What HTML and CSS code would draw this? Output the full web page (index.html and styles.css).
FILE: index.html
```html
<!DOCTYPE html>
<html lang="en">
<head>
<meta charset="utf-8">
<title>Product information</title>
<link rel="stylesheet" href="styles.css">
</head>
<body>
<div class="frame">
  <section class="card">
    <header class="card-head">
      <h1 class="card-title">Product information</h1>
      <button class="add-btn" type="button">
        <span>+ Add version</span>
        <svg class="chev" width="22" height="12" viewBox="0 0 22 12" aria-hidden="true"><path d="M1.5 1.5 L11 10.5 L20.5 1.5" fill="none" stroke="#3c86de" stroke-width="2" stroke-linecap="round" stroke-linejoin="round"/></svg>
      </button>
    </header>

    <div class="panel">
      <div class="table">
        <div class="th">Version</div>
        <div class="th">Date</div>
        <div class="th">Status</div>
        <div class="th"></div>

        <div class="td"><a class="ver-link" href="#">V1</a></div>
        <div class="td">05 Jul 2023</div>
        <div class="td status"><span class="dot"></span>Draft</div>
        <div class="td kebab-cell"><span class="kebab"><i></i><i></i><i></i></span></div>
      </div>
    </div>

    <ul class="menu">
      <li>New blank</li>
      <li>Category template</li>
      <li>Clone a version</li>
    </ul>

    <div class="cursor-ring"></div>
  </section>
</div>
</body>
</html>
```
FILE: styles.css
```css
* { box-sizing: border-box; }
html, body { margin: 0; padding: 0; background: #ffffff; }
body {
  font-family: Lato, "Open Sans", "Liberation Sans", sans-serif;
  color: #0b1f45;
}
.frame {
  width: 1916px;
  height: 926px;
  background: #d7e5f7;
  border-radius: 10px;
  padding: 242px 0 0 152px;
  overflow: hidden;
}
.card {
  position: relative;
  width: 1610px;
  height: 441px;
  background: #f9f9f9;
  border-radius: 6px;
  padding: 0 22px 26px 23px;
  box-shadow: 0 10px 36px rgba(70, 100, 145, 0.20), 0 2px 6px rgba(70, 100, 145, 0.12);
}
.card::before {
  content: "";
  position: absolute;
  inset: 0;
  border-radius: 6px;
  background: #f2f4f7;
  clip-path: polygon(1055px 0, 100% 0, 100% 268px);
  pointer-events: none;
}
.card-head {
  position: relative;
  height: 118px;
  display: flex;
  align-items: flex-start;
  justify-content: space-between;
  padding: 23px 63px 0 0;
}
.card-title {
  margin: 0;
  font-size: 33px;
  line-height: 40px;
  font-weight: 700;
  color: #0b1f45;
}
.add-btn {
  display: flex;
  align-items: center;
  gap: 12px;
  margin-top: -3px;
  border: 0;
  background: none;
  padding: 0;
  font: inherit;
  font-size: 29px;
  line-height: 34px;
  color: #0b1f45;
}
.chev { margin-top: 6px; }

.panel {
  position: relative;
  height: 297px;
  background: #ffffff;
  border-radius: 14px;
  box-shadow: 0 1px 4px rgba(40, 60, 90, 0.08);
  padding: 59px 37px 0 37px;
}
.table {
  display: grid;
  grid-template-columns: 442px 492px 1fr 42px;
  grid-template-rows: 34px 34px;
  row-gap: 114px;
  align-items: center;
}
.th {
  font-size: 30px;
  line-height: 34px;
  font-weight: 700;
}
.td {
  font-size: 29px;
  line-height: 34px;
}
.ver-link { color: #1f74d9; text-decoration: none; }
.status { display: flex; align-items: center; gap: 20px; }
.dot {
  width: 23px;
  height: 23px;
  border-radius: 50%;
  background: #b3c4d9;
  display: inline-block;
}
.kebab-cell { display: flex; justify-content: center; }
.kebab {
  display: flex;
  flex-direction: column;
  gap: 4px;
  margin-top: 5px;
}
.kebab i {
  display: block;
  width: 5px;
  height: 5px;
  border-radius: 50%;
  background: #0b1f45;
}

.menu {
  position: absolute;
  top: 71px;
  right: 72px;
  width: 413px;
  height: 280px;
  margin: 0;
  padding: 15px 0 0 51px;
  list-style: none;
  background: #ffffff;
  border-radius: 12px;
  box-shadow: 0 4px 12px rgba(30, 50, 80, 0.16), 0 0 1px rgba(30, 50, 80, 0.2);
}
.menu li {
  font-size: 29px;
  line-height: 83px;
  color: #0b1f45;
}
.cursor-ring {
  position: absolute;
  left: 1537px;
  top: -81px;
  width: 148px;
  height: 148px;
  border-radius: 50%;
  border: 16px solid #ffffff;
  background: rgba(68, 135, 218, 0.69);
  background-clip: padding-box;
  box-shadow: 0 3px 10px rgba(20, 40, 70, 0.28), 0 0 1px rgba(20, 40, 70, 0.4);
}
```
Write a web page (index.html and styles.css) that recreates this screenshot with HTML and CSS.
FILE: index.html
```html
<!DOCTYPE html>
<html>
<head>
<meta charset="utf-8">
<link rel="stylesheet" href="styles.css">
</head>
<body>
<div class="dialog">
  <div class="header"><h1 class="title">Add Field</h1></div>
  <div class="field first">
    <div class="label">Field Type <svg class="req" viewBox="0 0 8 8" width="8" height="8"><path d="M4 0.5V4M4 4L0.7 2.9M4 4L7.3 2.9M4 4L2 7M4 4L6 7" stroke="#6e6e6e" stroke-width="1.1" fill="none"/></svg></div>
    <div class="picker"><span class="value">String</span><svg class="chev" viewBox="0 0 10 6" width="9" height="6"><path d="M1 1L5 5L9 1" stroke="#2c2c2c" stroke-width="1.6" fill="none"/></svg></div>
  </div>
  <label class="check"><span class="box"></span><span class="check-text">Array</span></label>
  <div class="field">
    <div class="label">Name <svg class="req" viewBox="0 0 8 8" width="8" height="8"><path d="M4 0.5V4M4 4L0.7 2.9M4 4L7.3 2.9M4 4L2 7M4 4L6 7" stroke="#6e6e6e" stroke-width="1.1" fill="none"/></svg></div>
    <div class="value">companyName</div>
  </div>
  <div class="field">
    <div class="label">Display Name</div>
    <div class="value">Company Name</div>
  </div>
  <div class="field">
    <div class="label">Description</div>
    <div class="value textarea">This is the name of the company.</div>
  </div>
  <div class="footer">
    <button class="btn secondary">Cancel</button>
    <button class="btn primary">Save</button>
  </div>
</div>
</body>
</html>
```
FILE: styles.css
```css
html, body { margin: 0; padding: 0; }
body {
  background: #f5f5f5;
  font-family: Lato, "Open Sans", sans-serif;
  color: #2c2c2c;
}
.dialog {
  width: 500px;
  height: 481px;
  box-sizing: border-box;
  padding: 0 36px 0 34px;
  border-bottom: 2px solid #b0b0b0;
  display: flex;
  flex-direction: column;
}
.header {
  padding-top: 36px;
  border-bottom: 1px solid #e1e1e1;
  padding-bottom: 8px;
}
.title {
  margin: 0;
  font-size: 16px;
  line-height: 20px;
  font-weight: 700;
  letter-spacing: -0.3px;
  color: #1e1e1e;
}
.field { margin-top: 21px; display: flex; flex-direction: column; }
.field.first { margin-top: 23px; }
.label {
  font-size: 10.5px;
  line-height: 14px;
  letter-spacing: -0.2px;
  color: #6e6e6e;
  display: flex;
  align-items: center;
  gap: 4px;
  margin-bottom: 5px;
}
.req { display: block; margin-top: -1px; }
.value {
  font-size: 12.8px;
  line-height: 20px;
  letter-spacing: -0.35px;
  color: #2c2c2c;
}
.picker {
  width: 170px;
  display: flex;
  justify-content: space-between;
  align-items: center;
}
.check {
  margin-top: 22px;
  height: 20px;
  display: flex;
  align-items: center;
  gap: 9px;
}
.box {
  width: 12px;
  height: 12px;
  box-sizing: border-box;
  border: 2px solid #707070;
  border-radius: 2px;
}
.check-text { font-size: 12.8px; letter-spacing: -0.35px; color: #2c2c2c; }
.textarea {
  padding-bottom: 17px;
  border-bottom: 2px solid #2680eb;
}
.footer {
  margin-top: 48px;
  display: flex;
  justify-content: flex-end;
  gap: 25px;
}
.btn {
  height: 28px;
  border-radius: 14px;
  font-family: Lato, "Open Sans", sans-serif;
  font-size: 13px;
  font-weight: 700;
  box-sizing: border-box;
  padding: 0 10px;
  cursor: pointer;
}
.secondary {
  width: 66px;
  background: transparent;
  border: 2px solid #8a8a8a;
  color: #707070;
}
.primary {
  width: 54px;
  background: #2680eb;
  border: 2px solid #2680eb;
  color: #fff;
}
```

· · · ·

__EXERCISE PROMPT__. Using the listing above, return all lines where the word "page" occurs.

__WRITTEN ANSWER__.
What HTML and CSS code would draw this? Output the full web page (index.html and styles.css).
Write a web page (index.html and styles.css) that recreates this screenshot with HTML and CSS.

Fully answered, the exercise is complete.